Jennet Conant describes the controversy over the atomic bomb as the reigning debate of her childhood. Her parents were outraged by the allied bombings of Hiroshima and Nagasaki in August, 1945, and blamed her grandfather for his role in launching the nuclear age. Her grandfather and other Manhattan Project scientists suffered from deep remorse, even though they joined the project with what the author calls "the best of intentions."

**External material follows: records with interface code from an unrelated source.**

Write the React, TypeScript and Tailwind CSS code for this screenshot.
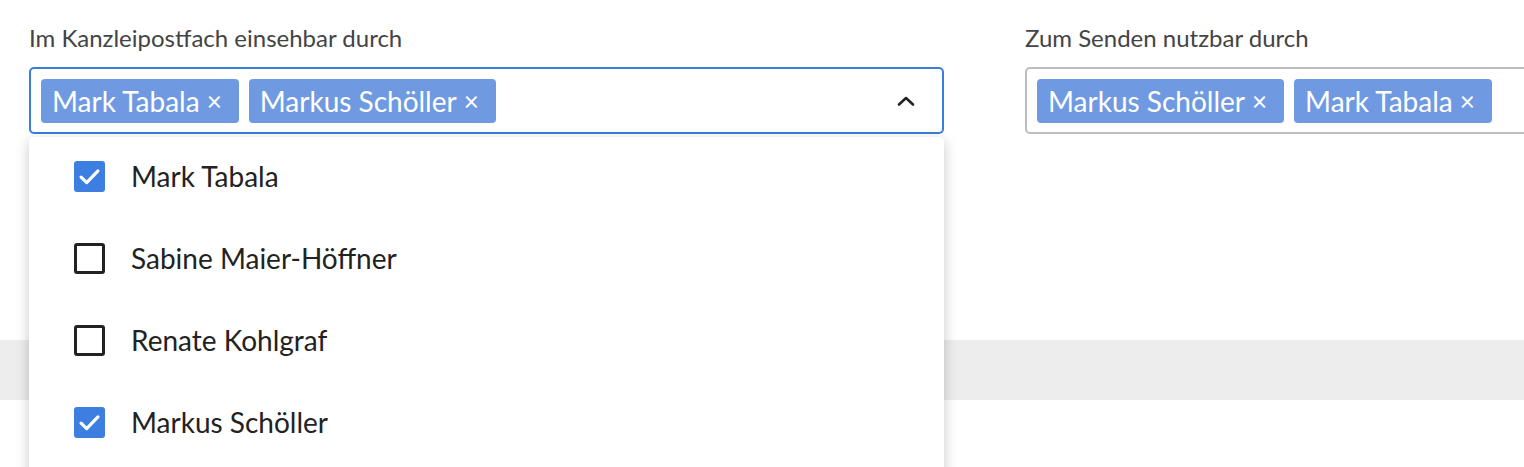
import { useState } from "react"

type Person = { id: string, name: string }

const people: Person[] = [
    { id: "mt", name: "Mark Tabala" },
    { id: "sm", name: "Sabine Maier-Höffner" },
    { id: "rk", name: "Renate Kohlgraf" },
    { id: "ms", name: "Markus Schöller" },
]

const Tag = ({ label }: { label: string }) => (
    <span className="flex h-[44px] shrink-0 items-center gap-[7px] rounded-[4px] bg-[#6f9ae2] pl-[11px] pr-[17px] text-[28px] leading-none text-white">
        {label}
        <span className="text-[26px] leading-none">×</span>
    </span>
)

const Check = ({ checked }: { checked: boolean }) =>
    checked ? (
        <span className="flex h-[31px] w-[31px] items-center justify-center rounded-[3px] bg-[#3d7fe0]">
            <svg width="27" height="27" viewBox="0 0 24 24" fill="none" stroke="white" strokeWidth="2.8" strokeLinecap="round" strokeLinejoin="round">
                <path d="M4.5 12.5l5 5L19.5 7" />
            </svg>
        </span>
    ) : (
        <span className="h-[31px] w-[31px] rounded-[3px] border-[3px] border-[#222]" />
    )

export default function App() {
    const [selected, setSelected] = useState<string[]>(["mt", "ms"])

    const toggle = (id: string) => {
        setSelected((s) => (s.includes(id) ? s.filter((x) => x !== id) : [...s, id]))
    }

    return (
        <div className="relative h-[467px] w-[1524px] overflow-hidden bg-white font-['Lato','Liberation_Sans',sans-serif]">
            <div className="flex gap-[81px] pl-[29px] pt-[23px]">
                <div className="w-[915px] shrink-0">
                    <div className="mb-[15px] h-[29px] text-[24px] leading-[29px] text-[#444]">Im Kanzleipostfach einsehbar durch</div>
                    <div className="flex h-[67px] items-center gap-[10px] rounded-[5px] border-2 border-[#3b7ddd] pl-[10px] pr-[26px]">
                        {selected.map((id) => (
                            <Tag key={id} label={people.find((p) => p.id === id)!.name} />
                        ))}
                        <svg className="ml-auto" width="20" height="12" viewBox="0 0 20 12" fill="none" stroke="#222" strokeWidth="2.6" strokeLinecap="round" strokeLinejoin="round">
                            <path d="M3 9.5l7-6.5 7 6.5" />
                        </svg>
                    </div>
                </div>
                <div className="w-[915px] shrink-0">
                    <div className="mb-[15px] h-[29px] text-[24px] leading-[29px] text-[#444]">Zum Senden nutzbar durch</div>
                    <div className="flex h-[67px] items-center gap-[10px] rounded-[5px] border-2 border-[#bdbdbd] pl-[10px]">
                        <Tag label="Markus Schöller" />
                        <Tag label="Mark Tabala" />
                    </div>
                </div>
            </div>

            <div className="mt-[206px] h-[60px] w-full bg-[#ededed]" />

            <div className="absolute left-[29px] top-[137px] w-[915px] rounded-[5px] bg-white pb-[40px] shadow-[0_4px_14px_rgba(0,0,0,0.22)]">
                {people.map((p) => (
                    <div key={p.id} onClick={() => toggle(p.id)} className="flex h-[82px] cursor-pointer items-center gap-[26px] pb-[4px] pl-[45px] text-[28px] leading-none text-[#222]">
                        <Check checked={selected.includes(p.id)} />
                        <span>{p.name}</span>
                    </div>
                ))}
            </div>
        </div>
    )
}
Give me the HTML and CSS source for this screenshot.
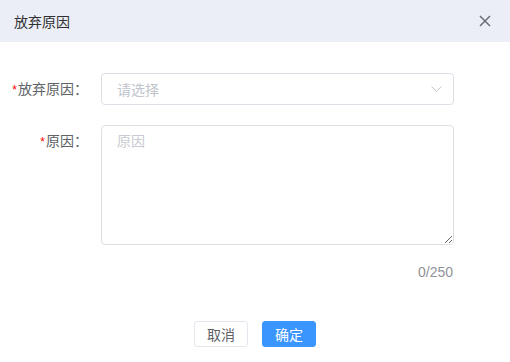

"The idea really was that Germany was on the way to getting its own bomb," Ms. Conant says, "that it was ahead of us. The Manhattan Project was formed with a great number of Jewish and refugee scientists who had families in concentration camps and in occupied parts of Europe. So there was no moral ambiguity. There was the exact opposite, a tremendous sense of coming together to get this weapon built as quickly as possible to save Western civilization. It always seemed to me it had been a cruel trick of history that it wound up being used against the Japanese, dropped on cities so that hundreds of thousands of civilians were killed, and that these men bore this terrible weight of responsibility, when they really had started out doing very honorable service for their country."
Much of 109 East Palace is told from the perspective of a woman named Dorothy McKibben, who acted as the "gatekeeper" for Los Alamos. "I had grown up with this story always told as one of the most compelling episodes in history," Jennet Conant explains, "and I wanted to tell it the way the scientists had told it to me, their experience as very young men, 24, 25 years old, leaving their homes and going off into the desert. So I found the wartime memoir that had never been published of Dorothy McKibben. She was a young widow living in Santa Fe (New Mexico) in 1943, raising a little boy, when Robert Oppenheimer, the very charismatic, handsome physicist who was appointed head of the bomb laboratory, swept into town and hired her to be his assistant."
Jennet Conant says Robert Oppenheimer came to Santa Fe under an assumed name, and Dorothy Mckibbben had no idea what she would be doing. "But she started the next day in a tiny office at 109 East Palace," says the author, "which would become the front office for this classified laboratory on a mountain 35 miles out of town. And for 27 months she would lead a double life."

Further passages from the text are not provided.